Poderíamos, na nossa imparável ânsia de nomear, chamar a esse lugar de Cruzamento, pois nele muito se encontra e cruza, e dele muito em futuro já se descobre. Ou Farol, suspeitando e vislumbrando também já outras paisagens, ainda mais longe, a iluminar criando. Ou talvez Sentido, já que o suave tato da mão que mexe o barro, traz outro sentir/saber nesse fazer, que é um olhar novo a experimentar: avançando, tateando, sempre em improviso. Sublinhe-se desde já, que quer seja nas pequenas esculturas ou nas maiores - mais recentes, das quais encontramos um exemplar produzido na própria galeria para esta mostra -, a artista manipula directamente agora, sem tela mediando, a tal força vital que bailava ébria em suas pinturas. Com simultânea intimidade curiosa e descoberta, familiaridade e novo encontro, aprofundamento e maior leveza.
Parece acontecer aqui, e no percurso já longo da artista, uma gradual aproximação ao âmago do acontecimento, seu centro físico, sua origem. Pois se o seu trabalho revelava o resultado pictórico de eventos e manifestações registrados no seu olhar o mundo; agora surge um fazer mais delicado e artesanal, noutro sensível; resultado do encontro com esse mesmo centro. Este centro é, ou torna-se aqui, e claramente reunidos: dispersão e fonte, intenção e forma, corpo e função, lazer e essência. Apetece dizer que, ao contrário de se deixar levar por percursos e passeios lógicos e inócuos pela própria obra, a artista recua em profundidade, avançando: aproximando-se e dando o íntimo corpo que é seu, a esse manancial etéreo de cuja natureza nos foi, ao longo dos anos, sussurrando e discorrendo.
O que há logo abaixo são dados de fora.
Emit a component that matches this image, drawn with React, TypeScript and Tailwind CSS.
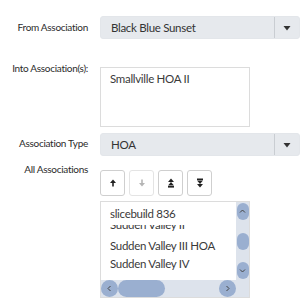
import React from "react";

const font = { fontFamily: 'Lato, "Noto Sans", sans-serif' };

function Caret() {
  return (
    <svg width="8" height="6" viewBox="0 0 8 6" className="text-[#333]">
      <path d="M0.5 1h7L4 5.5z" fill="currentColor" />
    </svg>
  );
}

function Select({ value }: { value: string }) {
  return (
    <div className="flex h-[23px] w-[200px] items-center rounded-[3px] border border-[#e3e6ea] bg-[#e6e9ed]">
      <span className="flex-1 pl-[10px] text-[11.5px] tracking-[-0.3px] text-[#333]">{value}</span>
      <div className="flex h-full w-[25px] items-center justify-center border-l border-[#c9cdd2]">
        <Caret />
      </div>
    </div>
  );
}

function ArrowIcon({ kind, disabled }: { kind: "up" | "down" | "top" | "bottom"; disabled?: boolean }) {
  const color = disabled ? "#b5b5b5" : "#222";
  return (
    <svg width="10" height="10" viewBox="0 0 10 10">
      {kind === "up" && (
        <>
          <path d="M5 1.5L8 5H2z" fill={color} />
          <rect x="4.2" y="4.5" width="1.6" height="4" fill={color} />
        </>
      )}
      {kind === "down" && (
        <>
          <path d="M5 8.5L8 5H2z" fill={color} />
          <rect x="4.2" y="1.5" width="1.6" height="4" fill={color} />
        </>
      )}
      {kind === "top" && (
        <>
          <path d="M5 0.5L8 4H2z" fill={color} />
          <path d="M5 4L8 7.5H2z" fill={color} />
          <rect x="2" y="8" width="6" height="1.6" fill={color} />
        </>
      )}
      {kind === "bottom" && (
        <>
          <rect x="2" y="0.5" width="6" height="1.6" fill={color} />
          <path d="M5 6L8 2.5H2z" fill={color} />
          <path d="M5 9.5L8 6H2z" fill={color} />
        </>
      )}
    </svg>
  );
}

function MoveButton({ kind, disabled }: { kind: "up" | "down" | "top" | "bottom"; disabled?: boolean }) {
  return (
    <button
      className={`flex h-[26px] w-[25px] items-center justify-center rounded-[3px] border bg-white ${
        disabled ? "border-[#e4e4e4]" : "border-[#cfcfcf]"
      }`}
    >
      <ArrowIcon kind={kind} disabled={disabled} />
    </button>
  );
}

function Chevron({ dir }: { dir: "up" | "down" | "left" | "right" }) {
  const d = {
    up: "M2 5.5L4.5 3L7 5.5",
    down: "M2 3.5L4.5 6L7 3.5",
    left: "M5.5 2L3 4.5L5.5 7",
    right: "M3.5 2L6 4.5L3.5 7",
  }[dir];
  return (
    <svg width="9" height="9" viewBox="0 0 9 9">
      <path d={d} fill="none" stroke="#444" strokeWidth="1" />
    </svg>
  );
}

function AssociationList() {
  const rows = ["Sudden Valley III HOA", "Sudden Valley IV"];
  return (
    <div className="flex w-[150px] flex-col border border-[#dcdcdc] bg-[#dde3ec]">
      <div className="flex h-[78px]">
        <div className="flex-1 overflow-hidden whitespace-nowrap bg-white pl-[9px] pt-[3px] text-[11.5px] leading-[18px] tracking-[-0.3px] text-[#3a3a3a]">
          <div>slicebuild 836</div>
          <div className="mt-[2px] h-[6px] overflow-hidden">
            <div className="-mt-[9px]">Sudden Valley II</div>
          </div>
          <div className="flex flex-col pt-[6px]">
            {rows.map((r) => (
              <div key={r}>{r}</div>
            ))}
          </div>
        </div>
        <div className="flex w-[13px] flex-col items-center justify-between py-[1px]">
          <div className="flex h-[17px] w-[12px] items-center justify-center rounded-full bg-[#9aafd0]">
            <Chevron dir="up" />
          </div>
          <div className="h-[17px] w-[12px] rounded-full bg-[#9aafd0]" />
          <div className="flex h-[17px] w-[12px] items-center justify-center rounded-full bg-[#9aafd0]">
            <Chevron dir="down" />
          </div>
        </div>
      </div>
      <div className="flex h-[17px] items-center pr-[13px]">
        <div className="flex h-[17px] w-[17px] items-center justify-center rounded-full bg-[#9aafd0]">
          <Chevron dir="left" />
        </div>
        <div className="h-[17px] w-[47px] rounded-full bg-[#9aafd0]" />
        <div className="flex-1" />
        <div className="flex h-[17px] w-[17px] items-center justify-center rounded-full bg-[#9aafd0]">
          <Chevron dir="right" />
        </div>
      </div>
    </div>
  );
}

export default function App() {
  const label = "whitespace-nowrap text-right text-[10px] tracking-[-0.3px] text-[#2b2b2b]";
  return (
    <div className="h-[306px] w-[308px] overflow-hidden bg-white" style={font}>
      <div className="grid grid-cols-[88px_1fr] gap-x-[12px] pt-[16px]">
        <div className={`${label} pt-[4px]`}>From Association</div>
        <Select value="Black Blue Sunset" />

        <div className={`${label} mt-[19px] pt-[3px]`}>Into Association(s):</div>
        <div className="mt-[28px] h-[60px] w-[150px] border border-[#dcdcdc] bg-white pl-[9px] pt-[2px] text-[11.5px] tracking-[-0.3px] text-[#3a3a3a]">
          Smallville HOA II
        </div>

        <div className={`${label} mt-[6px] pt-[3px]`}>Association Type</div>
        <div className="mt-[6px]">
          <Select value="HOA" />
        </div>

        <div className={`${label} mt-[6px]`}>All Associations</div>
        <div className="mt-[14px] flex flex-col gap-[5px]">
          <div className="flex gap-[4px]">
            <MoveButton kind="up" />
            <MoveButton kind="down" disabled />
            <MoveButton kind="top" />
            <MoveButton kind="bottom" />
          </div>
          <AssociationList />
        </div>
      </div>
    </div>
  );
}
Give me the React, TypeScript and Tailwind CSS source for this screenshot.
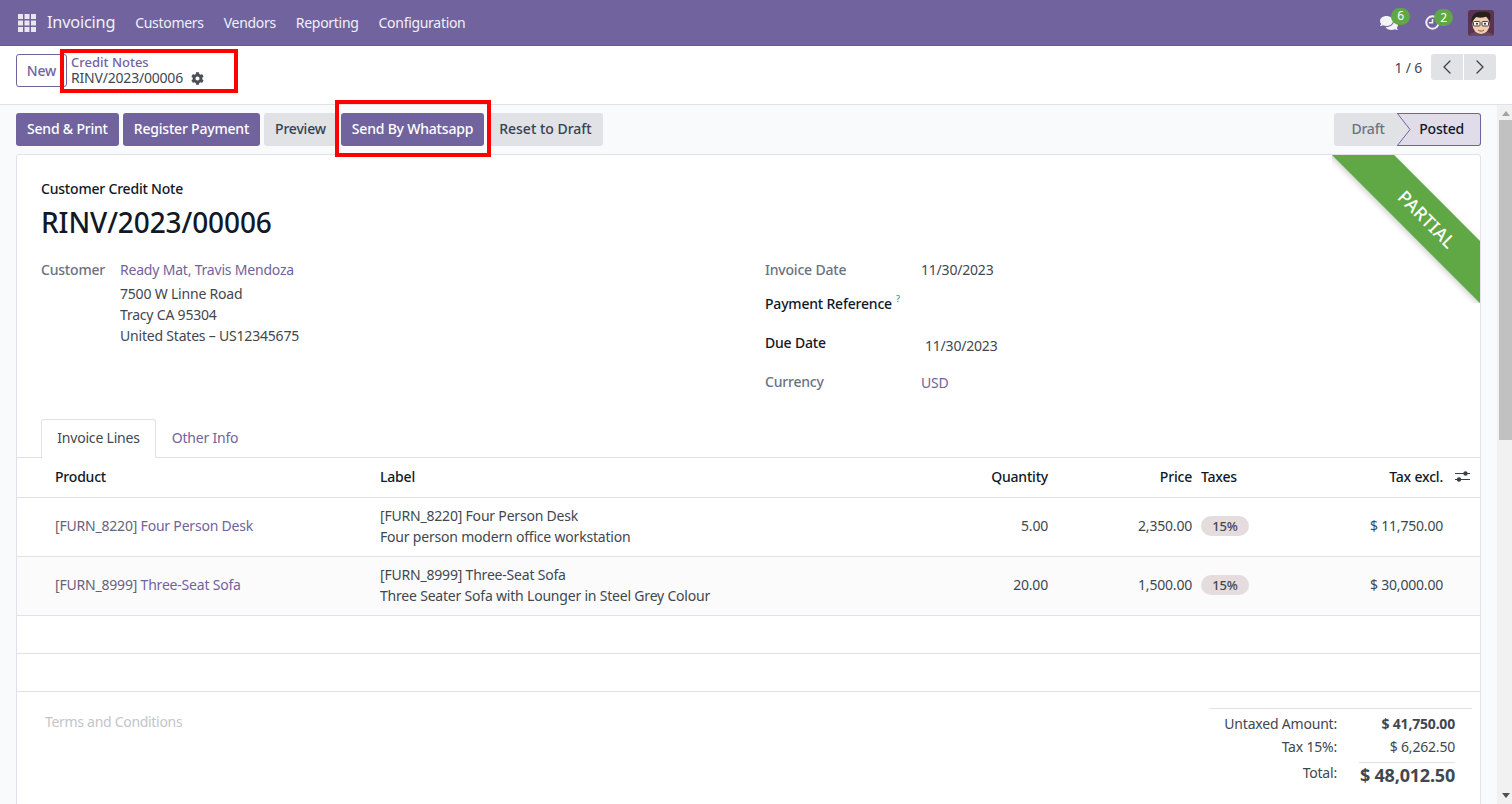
import { FaCog, FaComments } from 'react-icons/fa'
import { ChevronLeft, ChevronRight } from 'lucide-react'

const FONT = '[font-family:"Noto_Sans","Open_Sans",sans-serif]'

const LINES = [
  {
    code: '[FURN_8220]',
    name: 'Four Person Desk',
    label: '[FURN_8220] Four Person Desk',
    desc: 'Four person modern office workstation',
    qty: '5.00',
    price: '2,350.00',
    total: '$ 11,750.00',
    rowBg: 'bg-white',
  },
  {
    code: '[FURN_8999]',
    name: 'Three-Seat Sofa',
    label: '[FURN_8999] Three-Seat Sofa',
    desc: 'Three Seater Sofa with Lounger in Steel Grey Colour',
    qty: '20.00',
    price: '1,500.00',
    total: '$ 30,000.00',
    rowBg: 'bg-[#fbfbfb]',
  },
]

function AppsIcon() {
  return (
    <svg width="18" height="18" viewBox="0 0 18 18" fill="#e8e6f0">
      {[0, 6.5, 13].map((y) =>
        [0, 6.5, 13].map((x) => <rect key={`${x}-${y}`} x={x} y={y} width="5" height="5" />),
      )}
    </svg>
  )
}

function ClockIcon() {
  return (
    <svg width="15" height="15" viewBox="0 0 15 15" fill="none" stroke="#f0eff5">
      <circle cx="7.5" cy="7.5" r="6.2" strokeWidth="2" />
      <path d="M7.5 4v3.8H4" strokeWidth="1.5" />
    </svg>
  )
}

function Avatar() {
  return (
    <svg width="26" height="26" viewBox="0 0 26 26" className="rounded-[3px]">
      <rect width="26" height="26" fill="#5b3350" />
      <path d="M1 26c1-3 5-4 7-4h10c2 0 6 1 7 4z" fill="#6b4a60" />
      <ellipse cx="13" cy="14.500" rx="8.500" ry="9.500" fill="#f3cdb0" />
      <path d="M3.500 12C3 5 8 1 14 2c4-1 8 0 8.500 3l-.5 7c-1-3-2-5-4-5.500-3 1.500-7 1.500-9.500.500-1.500 1-3 2.500-5 5.500z" fill="#26211f" />
      <rect x="5.500" y="11.500" width="6.500" height="4.500" rx="1" fill="#f7f3ee" stroke="#333" strokeWidth="0.9" />
      <rect x="14" y="11.500" width="6.500" height="4.500" rx="1" fill="#f7f3ee" stroke="#333" strokeWidth="0.9" />
      <circle cx="9" cy="13.800" r="1" fill="#222" />
      <circle cx="17" cy="13.800" r="1" fill="#222" />
      <path d="M10 20c2 1.500 4 1.500 6 0" stroke="#9c4a3c" strokeWidth="1" fill="none" />
    </svg>
  )
}

function SlidersIcon() {
  return (
    <svg width="15" height="13" viewBox="0 0 15 13" fill="#3a3f46">
      <rect x="0" y="3" width="15" height="1" />
      <rect x="0" y="9" width="15" height="1" />
      <circle cx="10.500" cy="3.500" r="2.200" />
      <circle cx="4" cy="9.500" r="2.200" />
    </svg>
  )
}

function Badge({ n, left }: { n: number; left: string }) {
  return (
    <span className={`absolute -top-[6px] flex h-[17px] w-[19px] items-center justify-center rounded-full bg-[#5fa845] text-[12px] text-white ${left}`}>
      {n}
    </span>
  )
}

function PurpleButton({ children }: { children: string }) {
  return (
    <button className="h-[33px] rounded-[3px] bg-[#71639e] px-[11px] pb-[2px] text-[14px] font-medium text-white">
      {children}
    </button>
  )
}

function GrayButton({ children, extra }: { children: string; extra?: string }) {
  return (
    <button className={`h-[33px] rounded-[3px] bg-[#e0e2e6] px-[11px] pb-[2px] text-[14px] font-medium text-[#374151] ${extra ?? ''}`}>
      {children}
    </button>
  )
}

export default function App() {
  return (
    <div className={`relative flex h-[804px] w-[1512px] flex-col overflow-hidden bg-white text-[14px] tracking-[-0.2px] text-[#414750] ${FONT}`}>
      <header className="flex h-[46px] shrink-0 items-center border-b border-[#685b92] bg-[#71639e] pl-[18px] pr-[18px] text-[#f2f0f7]">
        <AppsIcon />
        <span className="ml-[11px] text-[16.300px]">Invoicing</span>
        <nav className="ml-[20px] flex gap-[20px] tracking-[-0.3px]">
          <span>Customers</span>
          <span>Vendors</span>
          <span>Reporting</span>
          <span>Configuration</span>
        </nav>
        <div className="ml-auto flex items-center">
          <span className="relative mr-[27px] flex">
            <FaComments className="h-[18px] w-[18px] text-[#f4f3f8]" />
            <Badge n={6} left="left-[11px]" />
          </span>
          <span className="relative mr-[28px] flex">
            <ClockIcon />
            <Badge n={2} left="left-[9px]" />
          </span>
          <Avatar />
        </div>
      </header>

      <div className="flex h-[59px] shrink-0 items-start border-b border-[#dfe2e7] bg-white pl-[16px] pr-[16px] pt-[8px]">
        <button className="h-[33px] w-[51px] rounded-[3px] border border-[#71639e] text-[14px] font-medium text-[#71639e]">
          New
        </button>
        <div className="ml-[4px] flex flex-col leading-[16px]">
          <span className="text-[13px] font-medium tracking-normal text-[#71639e]">Credit Notes</span>
          <span className="flex items-center gap-[8px] text-[14px]">
            RINV/2023/00006
            <FaCog className="h-[13px] w-[13px] text-[#4b5058]" />
          </span>
        </div>
        <div className="ml-auto flex items-center">
          <span className="mr-[9px]">1 / 6</span>
          <button className="flex h-[26px] w-[32px] items-center justify-center rounded-l-[3px] bg-[#e0e2e6]">
            <ChevronLeft className="h-[24px] w-[24px] text-[#374151]" strokeWidth={1.3} />
          </button>
          <button className="ml-[1px] flex h-[26px] w-[32px] items-center justify-center rounded-r-[3px] bg-[#e0e2e6]">
            <ChevronRight className="h-[24px] w-[24px] text-[#374151]" strokeWidth={1.3} />
          </button>
        </div>
      </div>

      <div className="flex min-h-0 flex-1">
        <main className="min-w-0 flex-1 bg-[#f9fafb] pl-[16px] pr-[16px] pt-[8px]">
          <div className="flex h-[33px] items-center gap-[4px]">
            <PurpleButton>Send & Print</PurpleButton>
            <PurpleButton>Register Payment</PurpleButton>
            <GrayButton>Preview</GrayButton>
            <PurpleButton>Send By Whatsapp</PurpleButton>
            <GrayButton extra="tracking-normal">Reset to Draft</GrayButton>
            <div className="relative ml-auto flex h-[33px] w-[147px] rounded-[3px]">
              <span className="flex w-[63px] items-center justify-center rounded-l-[3px] bg-[#e0e2e6] pb-[2px] pl-[5px] font-medium text-[#6b7280]">
                Draft
              </span>
              <span className="flex flex-1 items-center justify-end rounded-r-[3px] border-y border-r border-[#71639e] bg-[#e0dcea] pb-[2px] pr-[16px] font-medium text-[#111827]">
                Posted
              </span>
              <svg width="14" height="33" viewBox="0 0 14 33" className="absolute left-[63px] top-0">
                <path d="M0 0L13 16.500L0 33z" fill="#e0e2e6" />
                <path d="M0 0L13 16.500L0 33" fill="none" stroke="#71639e" />
              </svg>
            </div>
          </div>

          <section className="relative mt-[8px] h-[700px] rounded-[3px] border border-[#dfe2e7] bg-white">
            <div className="absolute right-0 top-0 h-[148px] w-[148px] overflow-hidden">
              <div className="absolute -right-[72px] top-[42px] flex h-[44px] w-[250px] rotate-45 items-center justify-center bg-[#5fa845] text-[18px] font-medium tracking-[0.2px] text-white shadow-[0_2px_6px_rgba(0,0,0,0.2)]">
                PARTIAL
              </div>
            </div>

            <div className="px-[24px] pt-[25px]">
              <div className="text-[14px] font-medium leading-[18px] text-[#111827]">Customer Credit Note</div>
              <h1 className="mt-[6px] text-[28px] font-medium leading-[36px] tracking-[-0.1px] text-[#111827]">RINV/2023/00006</h1>

              <div className="mt-[19px] flex h-[160px]">
                <div className="flex w-[724px]">
                  <span className="w-[79px] font-medium leading-[21px] text-[#6b7280]">Customer</span>
                  <div className="flex flex-col leading-[21px]">
                    <span className="mb-[3px] text-[#71639e]">Ready Mat, Travis Mendoza</span>
                    <span>7500 W Linne Road</span>
                    <span>Tracy CA 95304</span>
                    <span>United States – US12345675</span>
                  </div>
                </div>
                <div className="flex flex-col">
                  <div className="flex h-[21px] items-center">
                    <span className="w-[156px] font-medium text-[#6b7280]">Invoice Date</span>
                    <span>11/30/2023</span>
                  </div>
                  <div className="mt-[13px] flex h-[21px] items-center font-medium text-[#111827]">
                    Payment Reference
                    <sup className="ml-[4px] text-[9px] text-[#3b8fb5]">?</sup>
                  </div>
                  <div className="mt-[18px] flex h-[24px] items-start">
                    <span className="w-[160px] font-medium text-[#111827]">Due Date</span>
                    <span className="pt-[3px]">11/30/2023</span>
                  </div>
                  <div className="mt-[15px] flex h-[21px] items-center">
                    <span className="w-[156px] font-medium text-[#6b7280]">Currency</span>
                    <span className="pt-[1px] text-[#71639e]">USD</span>
                  </div>
                </div>
              </div>
            </div>

            <div className="flex h-[39px] items-end border-b border-[#dfe2e7] pl-[24px]">
              <span className="-mb-px flex h-[39px] w-[115px] items-center justify-center rounded-t-[3px] border border-b-0 border-[#dfe2e7] bg-white pb-[3px]">
                Invoice Lines
              </span>
              <span className="-mb-px flex h-[39px] w-[98px] items-center justify-center pb-[3px] text-[#71639e]">Other Info</span>
            </div>

            <div className="grid h-[40px] grid-cols-[325px_540px_128px_144px_109px_142px_1fr] items-center border-b border-[#dfe2e7] pb-[2px] pl-[38px] font-medium text-[#111827]">
              <span>Product</span>
              <span>Label</span>
              <span className="text-right">Quantity</span>
              <span className="text-right">Price</span>
              <span className="pl-[9px]">Taxes</span>
              <span className="text-right">Tax excl.</span>
              <span className="flex justify-center pl-[2px]">
                <SlidersIcon />
              </span>
            </div>

            {LINES.map((line) => (
              <div
                key={line.code}
                className={`grid h-[59px] grid-cols-[325px_540px_128px_144px_109px_142px_1fr] items-center border-b border-[#dfe2e7] pb-[3px] pl-[38px] ${line.rowBg}`}
              >
                <span className="text-[#66637c]">
                  {line.code} <span className="text-[#71639e]">{line.name}</span>
                </span>
                <span className="flex flex-col leading-[21px]">
                  <span>{line.label}</span>
                  <span>{line.desc}</span>
                </span>
                <span className="text-right">{line.qty}</span>
                <span className="text-right">{line.price}</span>
                <span className="pl-[9px]">
                  <span className="inline-flex h-[20px] w-[48px] items-center justify-center rounded-full bg-[#e5dddd] text-[13px] font-medium">
                    15%
                  </span>
                </span>
                <span className="text-right">{line.total}</span>
              </div>
            ))}
            <div className="h-[38px] border-b border-[#dfe2e7]" />
            <div className="h-[38px] border-b border-[#dfe2e7]" />

            <div className="flex justify-between pl-[28px] pr-[8px] pt-[16px]">
              <span className="pt-[3px] tracking-[-0.3px] text-[#c2c5ca]">Terms and Conditions</span>
              <div className="w-[263px] border-t border-[#dfe2e7] pr-[17px] pt-[4px]">
                <div className="grid grid-cols-[128px_96px] gap-x-[22px] text-right leading-[21px]">
                  <span>Untaxed Amount:</span>
                  <span className="font-bold">$ 41,750.00</span>
                  <span className="mt-[2px]">Tax 15%:</span>
                  <span className="mt-[2px]">$ 6,262.50</span>
                  <span className="mt-[5px]">Total:</span>
                  <span className="mt-[5px] whitespace-nowrap border-t border-[#dfe2e7] text-[18px] font-bold leading-[24px]">$ 48,012.50</span>
                </div>
              </div>
            </div>
          </section>
        </main>

        <aside className="flex w-[15px] shrink-0 flex-col items-center bg-[#f1f1f1]">
          <span className="ml-[2px] mt-[6px] h-0 w-0 border-x-[4px] border-b-[5px] border-x-transparent border-b-[#a3a3a3]" />
          <span className="ml-[2px] mt-[4px] h-[320px] w-[13px] bg-[#c1c1c1]" />
          <span className="mb-[6px] ml-[2px] mt-auto h-0 w-0 border-x-[4px] border-t-[5px] border-x-transparent border-t-[#505050]" />
        </aside>
      </div>

      {/* red annotation boxes from the screenshot */}
      <div className="absolute left-[60px] top-[49px] h-[44px] w-[178px] border-[4px] border-[#ff0000]" />
      <div className="absolute left-[335px] top-[100px] h-[57px] w-[156px] border-[4px] border-[#ff0000]" />
    </div>
  )
}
Podemos afirmar que se aqui arriscamos essa difusa fonte enquanto origem de sua obra, com maior firmeza dizemos que para onde esta vai e seguirá será mistério a ser desvendado com incerteza e parcimônia. E talvez seja esta a grande qualidade processual a que assistimos nesta mostra: o raro momento de intersecção e cruzamento entre um passado de leitura do real, e o futuro da sua nova escrita que aqui a artista esboça.
Onde antes se descrevia inventando, agora se cria a construir; onde se cantavam qualidades agora se afirma a realidade, sempre em seu forte potencial infinito. Por fim, o eterno bailado hipnótico da côr e forma, deu lugar ao sumário espesso do que tudo cria: barro, mão, orgão.
Para nós que agora olhamos, mais de longe a querer ver, esta é a fundamental lição de (des)educar o olhar. Talvez para um dia, depois, melhor o (re)criar. Nas palavras de Gabriela Machado, é esse “Olhar Viajante” que aqui se nos apresenta. Orgânico, mais solto, mais fundo e transformado, agora talvez, em Criando Sempre.